Short exercise: Reproduce exactly the lines below, from the first through the one containing "string; placeholder: string;", and nothing more.

The data:
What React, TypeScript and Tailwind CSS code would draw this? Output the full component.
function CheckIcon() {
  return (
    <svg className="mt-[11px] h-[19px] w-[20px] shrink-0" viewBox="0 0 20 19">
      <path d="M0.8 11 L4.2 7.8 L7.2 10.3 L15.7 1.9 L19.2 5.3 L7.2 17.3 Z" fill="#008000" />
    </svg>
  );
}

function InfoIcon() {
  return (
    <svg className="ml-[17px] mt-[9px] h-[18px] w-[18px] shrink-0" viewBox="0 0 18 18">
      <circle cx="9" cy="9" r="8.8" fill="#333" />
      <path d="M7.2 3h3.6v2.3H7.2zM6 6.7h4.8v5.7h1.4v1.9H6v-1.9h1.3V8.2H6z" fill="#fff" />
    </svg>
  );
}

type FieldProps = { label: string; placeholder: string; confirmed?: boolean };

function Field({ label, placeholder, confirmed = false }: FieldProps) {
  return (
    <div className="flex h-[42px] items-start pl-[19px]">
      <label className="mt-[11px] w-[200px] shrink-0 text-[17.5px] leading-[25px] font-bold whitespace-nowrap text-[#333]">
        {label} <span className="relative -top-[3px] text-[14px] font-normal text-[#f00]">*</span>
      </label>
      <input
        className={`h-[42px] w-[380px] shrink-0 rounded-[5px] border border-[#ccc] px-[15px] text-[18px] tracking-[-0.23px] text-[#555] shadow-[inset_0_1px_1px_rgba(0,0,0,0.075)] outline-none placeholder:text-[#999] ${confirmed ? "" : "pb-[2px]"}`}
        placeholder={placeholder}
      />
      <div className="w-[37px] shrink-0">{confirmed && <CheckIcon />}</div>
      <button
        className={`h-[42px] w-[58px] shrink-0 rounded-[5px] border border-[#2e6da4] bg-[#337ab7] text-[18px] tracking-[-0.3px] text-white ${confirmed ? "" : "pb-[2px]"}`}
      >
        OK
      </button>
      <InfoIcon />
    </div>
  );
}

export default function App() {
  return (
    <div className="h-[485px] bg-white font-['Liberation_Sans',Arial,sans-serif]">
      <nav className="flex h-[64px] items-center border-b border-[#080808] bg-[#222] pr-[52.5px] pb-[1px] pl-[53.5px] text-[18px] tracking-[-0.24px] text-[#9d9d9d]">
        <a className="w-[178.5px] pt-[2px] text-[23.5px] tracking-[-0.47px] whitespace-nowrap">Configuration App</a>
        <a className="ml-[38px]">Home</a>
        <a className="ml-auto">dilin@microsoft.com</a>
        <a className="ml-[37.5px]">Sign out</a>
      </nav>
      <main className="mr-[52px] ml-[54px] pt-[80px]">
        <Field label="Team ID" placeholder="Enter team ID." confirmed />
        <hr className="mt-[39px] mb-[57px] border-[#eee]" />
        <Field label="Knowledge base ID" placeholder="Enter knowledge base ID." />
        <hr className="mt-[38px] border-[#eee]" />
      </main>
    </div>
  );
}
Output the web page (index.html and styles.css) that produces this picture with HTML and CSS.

Final result:
What React, TypeScript and Tailwind CSS code would draw this? Output the full component.
function CheckIcon() {
  return (
    <svg className="mt-[11px] h-[19px] w-[20px] shrink-0" viewBox="0 0 20 19">
      <path d="M0.8 11 L4.2 7.8 L7.2 10.3 L15.7 1.9 L19.2 5.3 L7.2 17.3 Z" fill="#008000" />
    </svg>
  );
}

function InfoIcon() {
  return (
    <svg className="ml-[17px] mt-[9px] h-[18px] w-[18px] shrink-0" viewBox="0 0 18 18">
      <circle cx="9" cy="9" r="8.8" fill="#333" />
      <path d="M7.2 3h3.6v2.3H7.2zM6 6.7h4.8v5.7h1.4v1.9H6v-1.9h1.3V8.2H6z" fill="#fff" />
    </svg>
  );
}

type FieldProps = { label: string; placeholder: string; confirmed?: boolean };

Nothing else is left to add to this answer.